Vietnam surprised the international education community in 2012 when the country’s 15-year-olds first participated in PISA and came 8th in science, 17th in mathematics, and 19th in reading, with scores well above OECD averages. The results from the 2015 PISA further confirmed Vietnam’s impressive achievements, with the county outranking the US, Australia and Britain.
The results from socially disadvantaged children in Vietnam were particularly inspiring and indicate that the school system genuinely empowers learners in disadvantaged communities. Andreas Schleicher, who coordinates the OECD’s PISA tests, explained, “almost 17 per cent of Vietnam’s poorest 15-year-old students are among the 25 per cent top-performing students across all countries and economies that participate in the PISA tests.”

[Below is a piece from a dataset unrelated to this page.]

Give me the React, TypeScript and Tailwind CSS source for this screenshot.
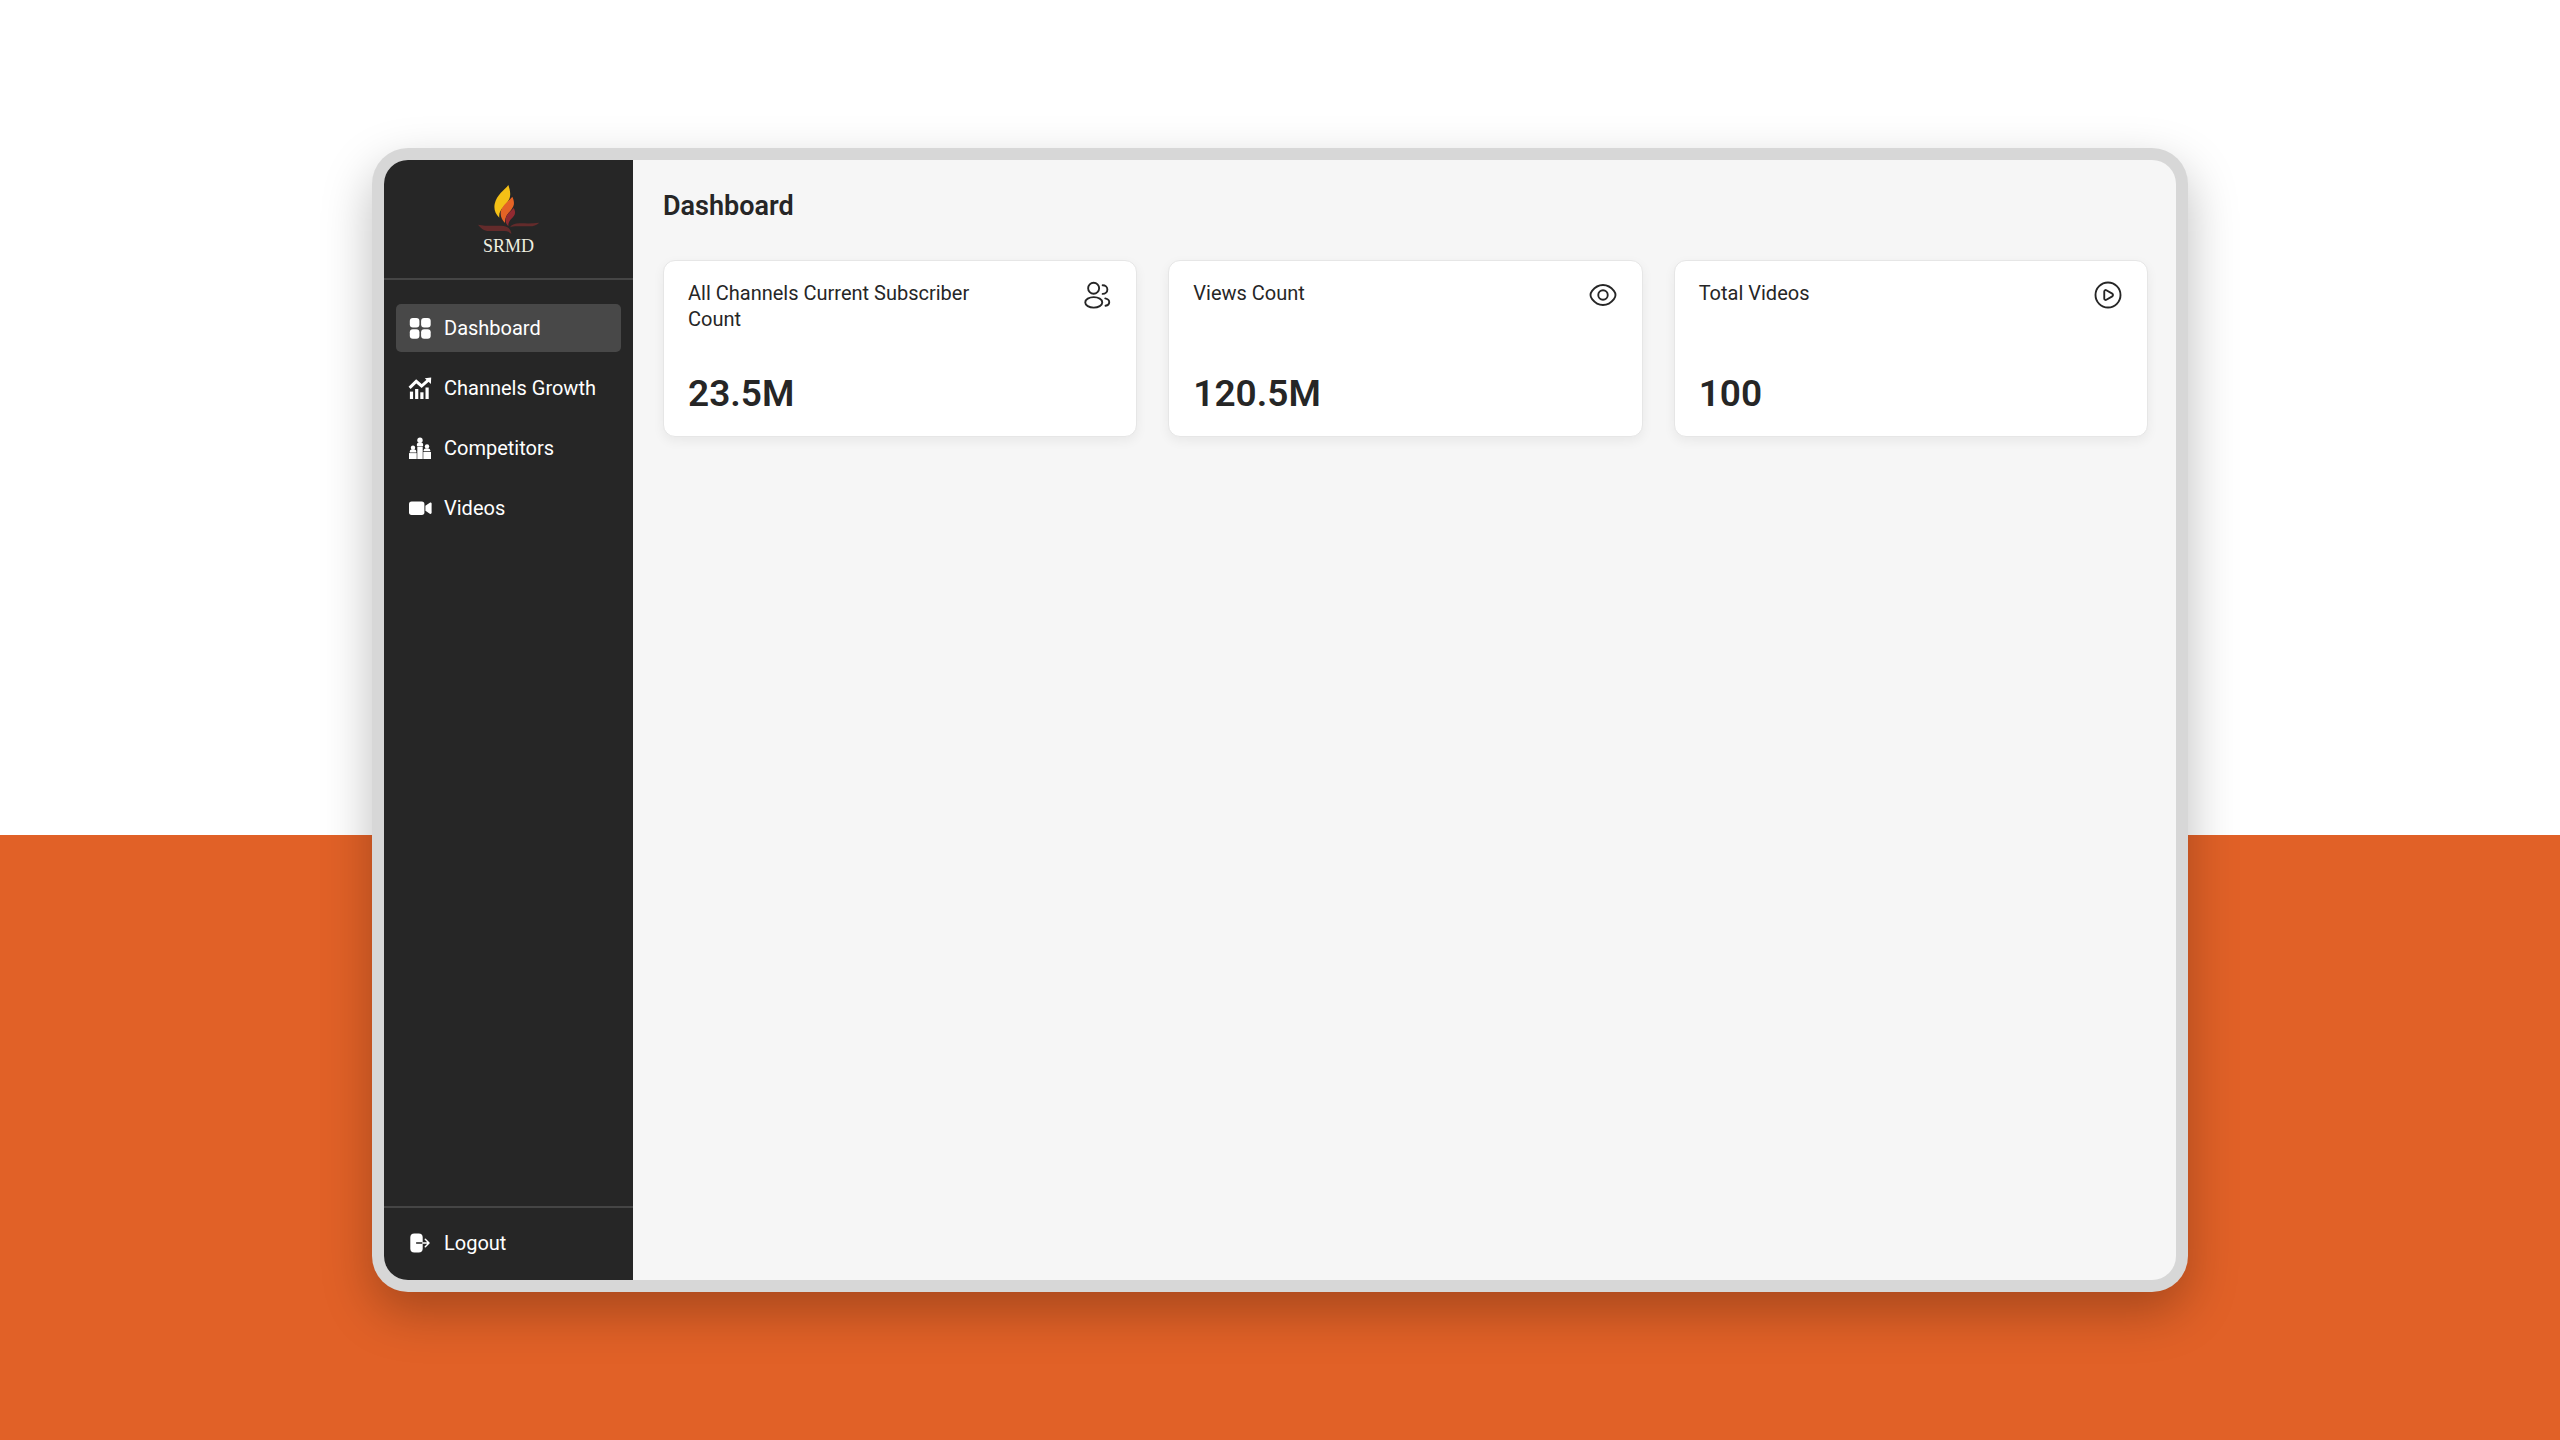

Vietnam’s educational success has been verified by independent assessments in Vietnamese classrooms, which confirm that the country’s PISA rank does not simply reflect test-taking skills. According to the findings of the Young Lives project, student performance in Vietnam is truly remarkable, with 95 per cent of Vietnamese 10-year-olds able to add four-digit numbers and 85 per cent able to subtract fractions.
Schleicher attributes Vietnam’s success to forward-thinking government officials, a focused curriculum, a careful choice of education policies, investment in teachers, and political commitment. Its curriculum is designed for students to gain a deep understanding and mastery of core concepts and skills, similar to that of Singapore and very different to Thailand’s current curriculum.
By incorporating Singaporean and Vietnamese models, Thai authorities can truly begin urgently required education reforms. If the NCPO intends to initiate these changes, it needs to act soon. If incapable of doing so, it must give way to a democratic government that is more responsive to the wishes of the people.